No such issues blight the other Deathmatch-style modes; the basic all Vs all Sharp Shooter has you simply fighting it out for the most kills, while Survival and Team Survival are great if you don't mind having to wait for the next round, Counter-Strike style. Out of these, Team Survival was arguably the best of the bunch, with the environments full of excellent sniping points and crossfire locations that are already proving immensely popular if the busy servers are any indication.

Speed bumps

As with all Xbox Live games, set up is an absolute doddle, with the ubiquitous modes to let you jump straight in or create your own matches in a matter of seconds. Nine maps of varying sizes make it into the package out of the box (only two support sixteen players, though), with an extra 'Garage' map available for download if you fancy. Lag issues were noticeable on some servers, but as ever you're warned of any speed issues in advance (rated on a one to three star basis) - and only on one occasion was it ever so bad as to ruin the experience.

It's a shame there's no objective-based sixteen-player modes, Enemy Territory/Wolfenstein style, but the co-operative modes for four players certainly help make up for this. Whether RS3's online modes are good enough to trump Counter-Strike is highly unlikely, but as Xbox Live gaming goes, this is one of the best around.

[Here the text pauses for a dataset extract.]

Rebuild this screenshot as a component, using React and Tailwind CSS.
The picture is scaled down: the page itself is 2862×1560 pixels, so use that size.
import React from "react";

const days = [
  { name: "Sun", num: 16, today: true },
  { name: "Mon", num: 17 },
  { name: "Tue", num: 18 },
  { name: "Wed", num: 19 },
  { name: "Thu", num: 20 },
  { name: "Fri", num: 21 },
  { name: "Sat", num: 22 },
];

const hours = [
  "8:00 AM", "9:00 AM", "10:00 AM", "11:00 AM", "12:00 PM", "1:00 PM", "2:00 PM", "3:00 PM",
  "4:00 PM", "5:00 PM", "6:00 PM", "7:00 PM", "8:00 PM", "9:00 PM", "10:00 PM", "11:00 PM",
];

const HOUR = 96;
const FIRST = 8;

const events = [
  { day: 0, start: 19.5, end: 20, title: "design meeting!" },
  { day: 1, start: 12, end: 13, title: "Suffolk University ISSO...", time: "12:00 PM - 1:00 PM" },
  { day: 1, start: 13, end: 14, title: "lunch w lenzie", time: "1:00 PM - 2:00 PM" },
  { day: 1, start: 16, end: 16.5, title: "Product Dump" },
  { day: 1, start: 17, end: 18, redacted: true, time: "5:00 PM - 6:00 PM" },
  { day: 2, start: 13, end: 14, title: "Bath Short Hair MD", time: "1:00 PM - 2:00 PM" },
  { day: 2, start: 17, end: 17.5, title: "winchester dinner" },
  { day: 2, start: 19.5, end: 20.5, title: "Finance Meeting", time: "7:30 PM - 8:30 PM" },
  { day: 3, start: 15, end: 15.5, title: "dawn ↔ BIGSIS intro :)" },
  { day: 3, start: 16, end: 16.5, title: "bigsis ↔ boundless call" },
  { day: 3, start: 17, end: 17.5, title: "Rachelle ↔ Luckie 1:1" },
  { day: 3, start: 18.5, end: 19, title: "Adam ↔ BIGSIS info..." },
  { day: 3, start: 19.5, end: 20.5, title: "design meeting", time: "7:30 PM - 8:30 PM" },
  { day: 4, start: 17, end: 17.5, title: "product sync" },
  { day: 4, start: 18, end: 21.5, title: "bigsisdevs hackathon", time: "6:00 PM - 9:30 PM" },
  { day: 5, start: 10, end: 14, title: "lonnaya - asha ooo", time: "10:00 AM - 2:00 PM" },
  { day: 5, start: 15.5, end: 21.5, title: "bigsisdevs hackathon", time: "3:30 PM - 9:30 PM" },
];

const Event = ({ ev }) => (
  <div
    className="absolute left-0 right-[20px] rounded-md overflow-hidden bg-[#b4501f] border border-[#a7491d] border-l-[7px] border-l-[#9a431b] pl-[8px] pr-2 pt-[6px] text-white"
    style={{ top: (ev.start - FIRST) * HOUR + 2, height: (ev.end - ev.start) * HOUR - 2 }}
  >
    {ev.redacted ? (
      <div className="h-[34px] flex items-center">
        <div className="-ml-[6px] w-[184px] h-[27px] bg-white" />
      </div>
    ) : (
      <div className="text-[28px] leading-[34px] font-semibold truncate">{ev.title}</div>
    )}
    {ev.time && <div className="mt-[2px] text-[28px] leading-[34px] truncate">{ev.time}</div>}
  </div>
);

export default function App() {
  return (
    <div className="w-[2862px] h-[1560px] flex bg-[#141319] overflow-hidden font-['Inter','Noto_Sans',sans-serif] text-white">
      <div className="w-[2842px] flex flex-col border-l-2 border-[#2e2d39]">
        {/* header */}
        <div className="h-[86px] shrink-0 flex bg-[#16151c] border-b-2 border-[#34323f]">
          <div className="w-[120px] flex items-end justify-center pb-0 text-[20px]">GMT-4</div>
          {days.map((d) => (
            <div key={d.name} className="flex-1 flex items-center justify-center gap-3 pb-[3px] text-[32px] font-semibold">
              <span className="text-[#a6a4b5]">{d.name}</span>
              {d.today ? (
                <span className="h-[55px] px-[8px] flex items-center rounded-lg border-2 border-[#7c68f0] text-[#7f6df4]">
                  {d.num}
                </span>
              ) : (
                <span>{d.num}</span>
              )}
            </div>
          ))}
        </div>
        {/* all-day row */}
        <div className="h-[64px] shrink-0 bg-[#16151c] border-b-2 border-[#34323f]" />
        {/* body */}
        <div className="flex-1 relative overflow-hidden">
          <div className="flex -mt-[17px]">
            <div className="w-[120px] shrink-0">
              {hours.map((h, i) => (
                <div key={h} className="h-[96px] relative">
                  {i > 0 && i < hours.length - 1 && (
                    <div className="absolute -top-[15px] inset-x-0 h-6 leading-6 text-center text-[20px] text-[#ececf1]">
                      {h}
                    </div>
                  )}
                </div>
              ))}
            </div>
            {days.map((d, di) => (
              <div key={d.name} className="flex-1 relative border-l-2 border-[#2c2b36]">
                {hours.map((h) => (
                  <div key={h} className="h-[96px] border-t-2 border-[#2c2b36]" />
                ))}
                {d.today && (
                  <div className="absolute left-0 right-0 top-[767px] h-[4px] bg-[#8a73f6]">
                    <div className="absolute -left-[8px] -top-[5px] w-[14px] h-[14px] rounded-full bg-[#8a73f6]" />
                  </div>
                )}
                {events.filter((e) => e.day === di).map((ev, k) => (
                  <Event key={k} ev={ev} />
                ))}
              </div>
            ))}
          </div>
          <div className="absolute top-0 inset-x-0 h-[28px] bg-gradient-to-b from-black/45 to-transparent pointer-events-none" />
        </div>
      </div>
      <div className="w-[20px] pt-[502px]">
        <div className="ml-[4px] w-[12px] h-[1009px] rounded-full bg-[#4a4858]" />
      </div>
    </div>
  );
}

As an all-round package, RS3 offers just about enough to warrant its price tag. The single-player is compelling and disappointing in equal measures in a seen-it-all-before-but-I'm-enjoying-it-anyway kind of fashion, but it's the multiplayer action that saves the day, offering as good a reason for signing up to Xbox Live as we've seen (especially with its two month trial voucher inside). Go and shoot some terrorists in the face and scream at your mates online. You know you want to.